Application to Hemmise
The UT considered that special circumstances did exist: accordingly the local authority was not estopped from arguing that they could recover the relevant service charge. Although the case was not on all fours with Arnold (and notably the UT considered that the local authority could and should have appealed the original determination), there were many similarities.
The relevant circumstances were that the decision of the LVT was plainly wrong; justice was not served by perpetuating a wrong decision over the whole life of the lease, which was for a period of 100 years and any estoppel would endure for successors in title such that all tenants would be underpaying the service charge for a very long period of time.

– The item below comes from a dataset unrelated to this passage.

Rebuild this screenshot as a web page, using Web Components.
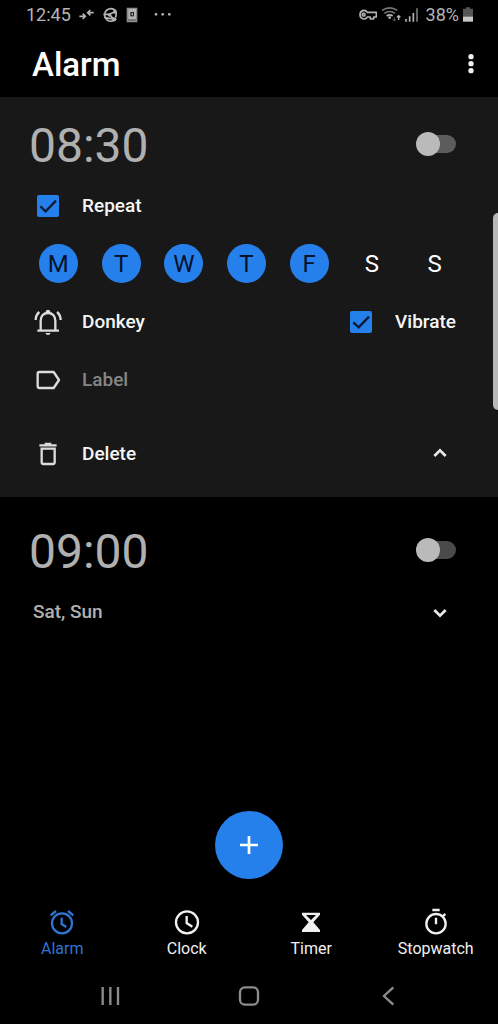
<!DOCTYPE html>
<html lang="en">
<head>
<meta charset="utf-8">
<meta name="viewport" content="width=device-width, initial-scale=1">
<title>Alarm</title>
<style>
  html { background: #000; }
  body { margin: 0; background: #000; color: #f5f5f5; font-family: Roboto, "Noto Sans", sans-serif; }
</style>
</head>
<body>
<alarm-app></alarm-app>
<script>
const define = (name, css, html, setup) => {
  const template = document.createElement('template');
  template.innerHTML = `<style>
    *, *::before, *::after { box-sizing: border-box; }
    svg { display: block; flex: none; }
    button { appearance: none; display: block; border: 0; margin: 0; padding: 0; background: none; color: inherit; font: inherit; cursor: pointer; }
    ${css}</style>${html}`;
  customElements.define(name, class extends HTMLElement {
    constructor() {
      super();
      this.attachShadow({ mode: 'open' }).append(template.content.cloneNode(true));
    }
    connectedCallback() { if (setup) setup(this, this.shadowRoot); }
  });
};

/* Status bar: clock and notifications left, radios and battery right */
define('status-bar', `
  :host { display: flex; align-items: center; height: 30px; padding: 0 25px 0 26px; color: #b4b4b4; font-size: 18px; line-height: 24px; }
  svg { fill: none; stroke: currentColor; }
  .left { display: flex; align-items: center; gap: 8px; flex: 1; }
  .right { display: flex; align-items: center; gap: 4px; }
  .right span { margin-left: 3px; }
  .more { margin-left: 8px; }
`, `
  <div class="left">
    <span>12:45</span>
    <svg width="15" height="18" viewBox="241 18 45 54" stroke-width="5"><path d="M242 49h17M252 41l8 8-8 8M285 38h-17M275 30l-8 8 8 8"/></svg>
    <svg width="16" height="18" viewBox="308 18 48 54" stroke-width="5"><path d="M348 31a19 19 0 1 0 2 25M312 43h18l13 14M330 43l17-8M314 52c8 4 17 2 29 5"/><g fill="currentColor" stroke="none"><circle cx="331" cy="45" r="5"/><circle cx="347" cy="35" r="6"/><circle cx="345" cy="58" r="6"/></g><path d="M351 38l-2 15"/></svg>
    <svg width="12" height="18" viewBox="384 18 36 54" stroke-width="4"><path d="M388 25h28v40h-28z" fill="#777" stroke="#8c8c8c"/><path d="M393 29h19v26h-19z" fill="currentColor"/><path d="M397 36h11v13h-11z" fill="#222" stroke="none"/><path d="M399 42l6-4v9z" fill="currentColor" stroke="none"/></svg>
    <svg class="more" width="18" height="18" viewBox="464 18 54 54"><g fill="currentColor" stroke="none"><circle cx="470" cy="43" r="4"/><circle cx="490" cy="43" r="4"/><circle cx="510" cy="43" r="4"/></g></svg>
  </div>
  <div class="right">
    <svg width="18" height="18" viewBox="57 18 54 54" stroke-width="5"><path d="M82 37c-7-11-22-5-22 7s15 18 22 7h9v6h10v-6h8V37z" stroke-linejoin="round"/><circle cx="71" cy="44" r="4"/></svg>
    <svg width="20" height="18" viewBox="127 18 60 54" stroke-width="5"><path d="M130 31q23-15 46 0M137 40q16-11 32 0" stroke="#777"/><path d="M144 48q9-7 18 0"/><circle cx="153" cy="53" r="4" fill="currentColor" stroke="none"/><path d="M167 52v10M162 58l5 5 5-5" stroke="#666" stroke-width="3"/><path d="M180 60V47M175 52l5-5 5 5" stroke-width="4"/></svg>
    <svg width="14" height="18" viewBox="197 18 42 54" stroke-width="5"><path d="M200 65v-8M211 65V49M222 65V39"/><path d="M233 65V25" stroke="#777"/></svg>
    <span>38%</span>
    <svg width="10" height="18" viewBox="369 18 30 54"><g stroke="none"><path d="M378 22h12v4h9v25h-30V26h9z" fill="#555"/><path d="M369 50h30v15h-30z" fill="#c8c8c8"/></g></svg>
  </div>
`);

define('app-header', `
  :host { display: flex; align-items: center; justify-content: space-between; height: 67px; padding: 0 11px 0 32px; }
  h1 { margin: 0; padding-top: 3px; font-size: 33px; line-height: 40px; font-weight: 500; color: #fff; }
  svg { fill: #f0f0f0; }
`, `
  <h1><slot></slot></h1>
  <button aria-label="More options"><svg width="32" height="32" viewBox="0 0 96 96"><circle cx="48" cy="26" r="8"/><circle cx="48" cy="47" r="8"/><circle cx="48" cy="68" r="8"/></svg></button>
`);

define('toggle-switch', `
  :host { display: block; }
  .track { display: grid; align-items: center; width: 40px; height: 24px; }
  .track::before { content: ""; grid-area: 1 / 1; height: 18px; margin-left: 4px; border-radius: 9px; background: var(--track, #5c5c5c); }
  input { appearance: none; grid-area: 1 / 1; display: flex; width: 40px; height: 24px; margin: 0; cursor: pointer; }
  input::before { content: ""; width: 24px; height: 24px; border-radius: 50%; background: #bababa; }
  input:checked { justify-content: flex-end; }
  input:checked::before { background: #2680eb; }
`, `<div class="track"><input type="checkbox" role="switch"></div>`,
(host, root) => root.querySelector('input').setAttribute('aria-label', host.getAttribute('label')));

define('check-option', `
  :host { display: block; }
  label { display: flex; align-items: center; gap: 18px; cursor: pointer; }
  .box { display: grid; place-items: center; width: 32px; height: 32px; }
  input { appearance: none; grid-area: 1 / 1; width: 22px; height: 22px; margin: 0; border: 2px solid #bbb; border-radius: 2px; }
  input:checked { background: #2680eb; border-color: #2680eb; }
  svg { grid-area: 1 / 1; pointer-events: none; fill: none; stroke: #0b1b38; stroke-width: 7; visibility: hidden; }
  input:checked + svg { visibility: visible; }
`, `
  <label><span class="box"><input type="checkbox" checked><svg width="22" height="22" viewBox="0 0 66 66"><path d="M10 34l16 15L57 17"/></svg></span><slot></slot></label>
`);

define('icon-action', `
  :host { display: block; }
  button { display: flex; align-items: center; gap: 18px; }
  ::slotted(svg) { display: block; fill: none; stroke: #dcdcdc; }
`, `<button><slot name="icon"></slot><slot></slot></button>`);

define('day-picker', `
  :host { display: grid; grid-template-columns: repeat(7, 1fr); place-items: center; box-sizing: border-box; height: 58px; padding: 0 32px 2px 27px; font-weight: 400; }
  button { display: grid; place-items: center; width: 39px; height: 39px; border-radius: 50%; font-size: 24px; line-height: 40px; color: #fff; }
  button[aria-pressed="true"] { background: #2680eb; color: #06122b; }
`, `
  <button aria-label="Monday" aria-pressed="true">M</button>
  <button aria-label="Tuesday" aria-pressed="true">T</button>
  <button aria-label="Wednesday" aria-pressed="true">W</button>
  <button aria-label="Thursday" aria-pressed="true">T</button>
  <button aria-label="Friday" aria-pressed="true">F</button>
  <button aria-label="Saturday" aria-pressed="false">S</button>
  <button aria-label="Sunday" aria-pressed="false">S</button>
`, (host, root) => root.querySelectorAll('button').forEach(b => b.onclick = () =>
  b.setAttribute('aria-pressed', b.getAttribute('aria-pressed') !== 'true')));

/* One alarm: time and switch on top, slotted detail rows below */
define('alarm-card', `
  :host { display: block; padding: 22px 0 14px; font-size: 19px; line-height: 24px; font-weight: 500; --track: #4a4a4a; }
  :host([open]) { padding-top: 16px; background: #181818; --track: #5c5c5c; }
  .top { display: flex; align-items: center; justify-content: space-between; height: 64px; padding: 0 42px 2px 29px; }
  .time { padding-top: 4px; font-size: 48px; line-height: 56px; font-weight: 400; color: #b0b0b0; }
`, `
  <div class="top"><button class="time"><slot name="time"></slot></button><toggle-switch label="Alarm on"></toggle-switch></div>
  <slot></slot>
`);

define('card-row', `
  :host { display: flex; align-items: center; justify-content: space-between; height: 58px; padding: 0 42px 0 32px; }
`, `<slot></slot>`);

define('expand-button', `
  :host { display: block; }
  svg { fill: none; stroke: #e8e8e8; stroke-width: 8; }
  :host([down]) svg { transform: rotate(180deg); }
`, `<button aria-label="Show or hide details"><svg width="32" height="32" viewBox="0 0 96 96"><path d="M31 54l17-17 17 17"/></svg></button>`);

define('add-button', `
  :host { display: block; }
  button { display: grid; place-items: center; width: 68px; height: 68px; border-radius: 50%; background: #2680eb; }
  svg { fill: none; stroke: #fff; stroke-width: 8; }
`, `<button aria-label="Add alarm"><svg width="18" height="18" viewBox="0 0 54 54"><path d="M27 0v54M0 27h54"/></svg></button>`);

define('tab-link', `
  :host { display: block; flex: 1 1 0; min-width: 0; }
  a { display: flex; flex-direction: column; align-items: center; gap: 3px; padding: 12px 0 9px; color: #f0f0f0; font-size: 16px; line-height: 20px; text-decoration: none; }
  :host([current]) a { color: #2e74d0; }
  ::slotted(svg) { display: block; fill: none; stroke: currentColor; }
`, `<a><slot name="icon"></slot><slot></slot></a>`,
(host, root) => {
  const a = root.querySelector('a');
  a.href = host.getAttribute('to');
  if (host.hasAttribute('current')) a.setAttribute('aria-current', 'page');
});

define('tab-bar', `
  :host { display: block; }
  nav { display: flex; }
`, `<nav aria-label="Sections"><slot></slot></nav>`);

define('system-nav', `
  :host { display: grid; grid-template-columns: repeat(3, 1fr); place-items: center; height: 56px; padding: 0 40px; }
  svg { fill: none; stroke: #8c8c8c; stroke-width: 7; }
`, `
  <button aria-label="Recent apps"><svg width="24" height="24" viewBox="0 0 72 72"><path d="M14 9v54M37 9v54M60 9v54"/></svg></button>
  <button aria-label="Home"><svg width="24" height="24" viewBox="0 0 72 72"><rect x="9" y="10" width="54" height="52" rx="15"/></svg></button>
  <button aria-label="Back"><svg width="24" height="24" viewBox="0 0 72 72"><path d="M52 10L24 36l28 26"/></svg></button>
`);

define('alarm-app', `
  :host { display: flex; flex-direction: column; min-height: 100vh; }
  main { position: relative; flex: 1; display: flex; flex-direction: column; }
  .scroll { position: absolute; right: 0; top: 116px; width: 5px; height: 197px; border-radius: 5px 0 0 5px; background: #b8b8b8; }
  .hint { color: #868686; }
  .summary { color: #b0b0b0; padding-left: 1px; }
  .gap { margin-top: 16px; }
  add-button { align-self: center; margin: auto 0 17px; }
`, `
  <status-bar></status-bar>
  <app-header>Alarm</app-header>
  <main>
    <alarm-card open>
      <span slot="time">08:30</span>
      <card-row><check-option>Repeat</check-option></card-row>
      <day-picker></day-picker>
      <card-row>
        <icon-action><svg slot="icon" width="32" height="32" viewBox="97 45 96 96" stroke-width="7"><path d="M113 119h65M123 118V90c0-15 9-24 22-24s22 9 22 24v28M108 87c0-10 4-18 11-24M183 87c0-10-4-18-11-24"/><path d="M137 126h16q-2 6-8 6t-8-6zM138 65v-3q1-6 7-6t7 6v3z" fill="#dcdcdc" stroke="none"/></svg>Donkey</icon-action>
        <check-option>Vibrate</check-option>
      </card-row>
      <card-row>
        <icon-action class="hint"><svg slot="icon" width="32" height="32" viewBox="97 219 96 96" stroke-width="7"><path d="M119 243h43l16 24-16 24h-43q-5 0-5-5v-38q0-5 5-5z" stroke-linejoin="round"/></svg>Label</icon-action>
      </card-row>
      <card-row class="gap">
        <icon-action><svg slot="icon" width="32" height="32" viewBox="97 441 96 96" stroke-width="7"><path d="M119 463h52M135 459h20M126 473h39v41q0 5-5 5h-29q-5 0-5-5z"/></svg>Delete</icon-action>
        <expand-button></expand-button>
      </card-row>
    </alarm-card>
    <alarm-card>
      <span slot="time">09:00</span>
      <card-row><span class="summary">Sat, Sun</span><expand-button down></expand-button></card-row>
    </alarm-card>
    <add-button></add-button>
    <div class="scroll"></div>
  </main>
  <tab-bar>
    <tab-link to="#alarm" current><svg slot="icon" width="28" height="28" viewBox="145 54 84 84" stroke-width="7"><circle cx="187" cy="100" r="30"/><path d="M186 83v19l14 9M153 76l16-13M221 76l-16-13"/></svg>Alarm</tab-link>
    <tab-link to="#clock"><svg slot="icon" width="28" height="28" viewBox="518 54 84 84" stroke-width="7"><circle cx="560" cy="97" r="33"/><path d="M559 78v21l17 11"/></svg>Clock</tab-link>
    <tab-link to="#timer"><svg slot="icon" width="28" height="28" viewBox="142 54 84 84"><path fill="currentColor" stroke="none" fill-rule="evenodd" d="M157 68h54v6l-20 23 20 23v6h-54v-6l20-23-20-23zM169 75l15 15 15-15z"/></svg>Timer</tab-link>
    <tab-link to="#stopwatch"><svg slot="icon" width="28" height="28" viewBox="515 54 84 84" stroke-width="7"><circle cx="557" cy="101" r="29"/><path d="M546 60h22M557 83v20M577 79l8-7"/></svg>Stopwatch</tab-link>
  </tab-bar>
  <system-nav></system-nav>
`);
</script>
</body>
</html>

Furthermore, the point in question was taken by the LVT itself (not necessarily problematical) but without the local authority being given a proper opportunity to deal with it: leading to a classic failure of natural justice, at one time all too familiar to practitioners: see e.g. Westbourne Ltd v Spink and anor  LRX/14/2007.
The UT avoided a potential injustice – under-collection of the service charge for the remaining lifetime of a 100 year lease, and a consequent burden on the authority’s own tenants – by permitting an issue to be re-litigated in a case where the original decision was plainly wrong.
Estoppels are, however, tricky and slippery concepts, protean in nature, hedged around with equitable concepts of justice, riddled with special circumstances, inherently flexible in their application and uncertain in their outcome.
When faced with an inconvenient decision that is only arguably wrong, it is (other considerations apart), always safer to appeal it than blatantly ignore it and risk facing an issue estoppel at a later date and then fail to cross the special circumstances threshold.
Perhaps it is somewhat ironic that the more plainly wrong the decision, the greater the potential for avoiding the estoppel, but equally the greater the chance of a successful appeal.